- [What is asked]:
Transcribe the entries exactly; images are not part of the copy.
========================================
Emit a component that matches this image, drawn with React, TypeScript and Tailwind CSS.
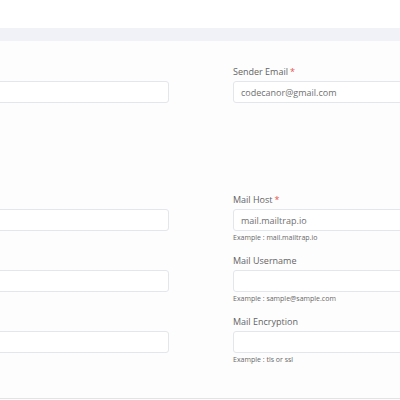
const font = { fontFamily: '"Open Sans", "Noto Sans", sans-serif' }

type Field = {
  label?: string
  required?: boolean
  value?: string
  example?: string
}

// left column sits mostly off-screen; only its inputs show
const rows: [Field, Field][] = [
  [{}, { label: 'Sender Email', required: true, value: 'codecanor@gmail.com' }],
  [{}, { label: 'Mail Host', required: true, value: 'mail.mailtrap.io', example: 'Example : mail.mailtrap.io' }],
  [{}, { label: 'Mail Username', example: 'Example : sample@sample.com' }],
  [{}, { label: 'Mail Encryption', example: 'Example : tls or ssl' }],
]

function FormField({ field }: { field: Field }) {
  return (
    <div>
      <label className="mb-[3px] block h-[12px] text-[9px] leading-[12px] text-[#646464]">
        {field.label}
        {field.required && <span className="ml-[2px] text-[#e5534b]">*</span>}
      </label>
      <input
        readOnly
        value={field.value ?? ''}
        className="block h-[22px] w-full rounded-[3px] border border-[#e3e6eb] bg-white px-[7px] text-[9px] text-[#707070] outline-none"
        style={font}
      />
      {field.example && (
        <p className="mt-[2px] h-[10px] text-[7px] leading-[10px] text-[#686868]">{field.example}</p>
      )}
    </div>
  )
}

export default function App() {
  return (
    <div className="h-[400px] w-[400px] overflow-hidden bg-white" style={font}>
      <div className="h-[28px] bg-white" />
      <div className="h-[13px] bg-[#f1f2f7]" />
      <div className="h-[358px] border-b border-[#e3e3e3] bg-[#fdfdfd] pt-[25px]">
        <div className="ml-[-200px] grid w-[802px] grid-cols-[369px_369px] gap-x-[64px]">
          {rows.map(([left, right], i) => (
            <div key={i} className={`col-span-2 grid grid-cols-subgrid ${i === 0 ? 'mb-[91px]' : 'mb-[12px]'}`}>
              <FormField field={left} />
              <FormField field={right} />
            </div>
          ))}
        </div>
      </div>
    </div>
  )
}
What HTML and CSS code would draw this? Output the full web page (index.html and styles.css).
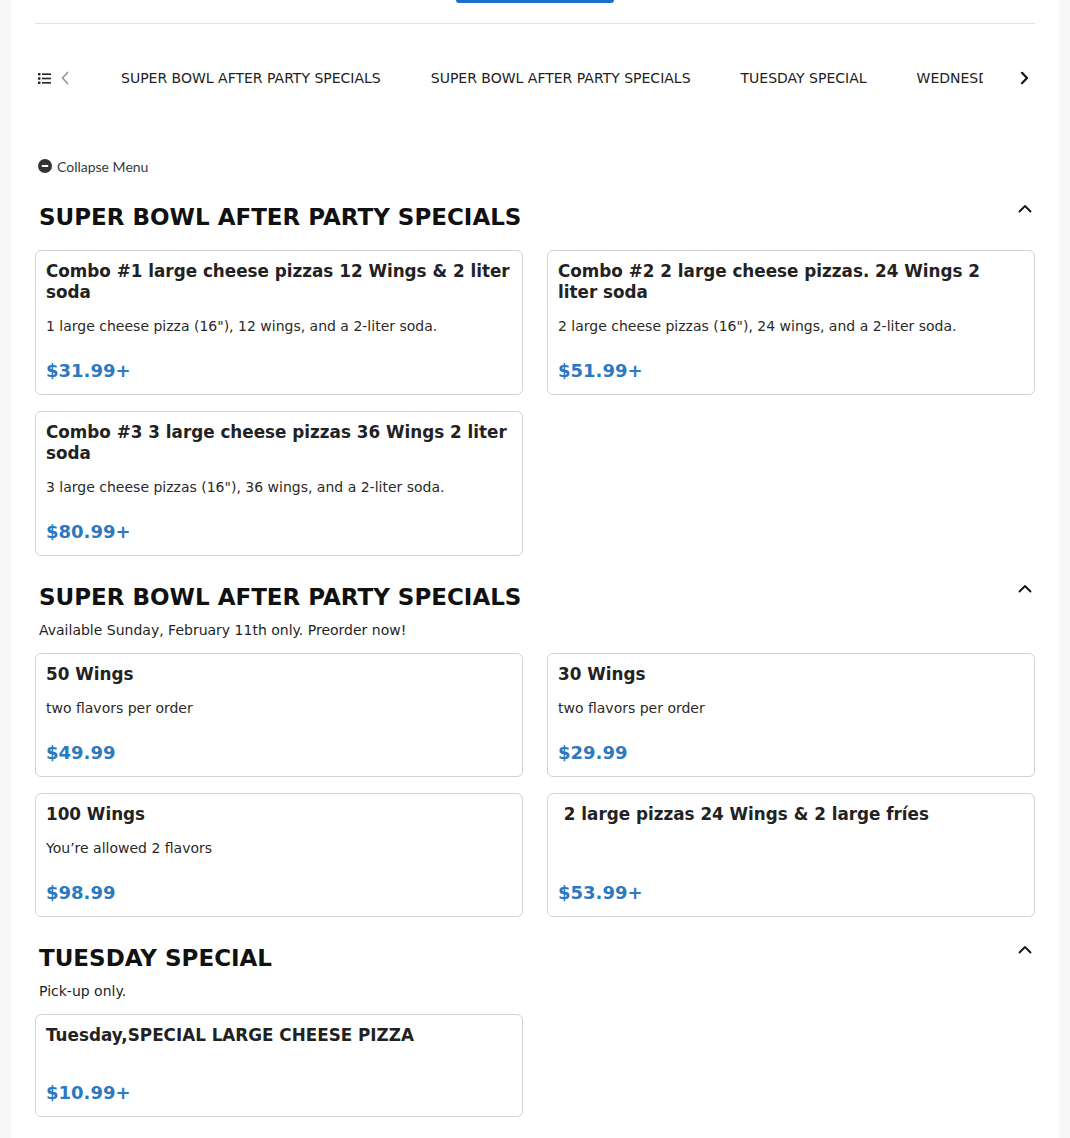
========================================
- [Written reply]:
Emit a component that matches this image, drawn with React, TypeScript and Tailwind CSS.
const font = { fontFamily: '"Open Sans", "Noto Sans", sans-serif' }

type Field = {
  label?: string
  required?: boolean
  value?: string
  example?: string
}

// left column sits mostly off-screen; only its inputs show
const rows: [Field, Field][] = [
  [{}, { label: 'Sender Email', required: true, value: 'codecanor@gmail.com' }],
  [{}, { label: 'Mail Host', required: true, value: 'mail.mailtrap.io', example: 'Example : mail.mailtrap.io' }],
  [{}, { label: 'Mail Username', example: 'Example : sample@sample.com' }],
  [{}, { label: 'Mail Encryption', example: 'Example : tls or ssl' }],
]

function FormField({ field }: { field: Field }) {
  return (
    <div>
      <label className="mb-[3px] block h-[12px] text-[9px] leading-[12px] text-[#646464]">
        {field.label}
        {field.required && <span className="ml-[2px] text-[#e5534b]">*</span>}
      </label>
      <input
        readOnly
        value={field.value ?? ''}
        className="block h-[22px] w-full rounded-[3px] border border-[#e3e6eb] bg-white px-[7px] text-[9px] text-[#707070] outline-none"
        style={font}
      />
      {field.example && (
        <p className="mt-[2px] h-[10px] text-[7px] leading-[10px] text-[#686868]">{field.example}</p>
      )}
    </div>
  )
}

export default function App() {
  return (
    <div className="h-[400px] w-[400px] overflow-hidden bg-white" style={font}>
      <div className="h-[28px] bg-white" />
      <div className="h-[13px] bg-[#f1f2f7]" />
      <div className="h-[358px] border-b border-[#e3e3e3] bg-[#fdfdfd] pt-[25px]">
        <div className="ml-[-200px] grid w-[802px] grid-cols-[369px_369px] gap-x-[64px]">
          {rows.map(([left, right], i) => (
            <div key={i} className={`col-span-2 grid grid-cols-subgrid ${i === 0 ? 'mb-[91px]' : 'mb-[12px]'}`}>
              <FormField field={left} />
              <FormField field={right} />
            </div>
          ))}
        </div>
      </div>
    </div>
  )
}
What HTML and CSS code would draw this? Output the full web page (index.html and styles.css).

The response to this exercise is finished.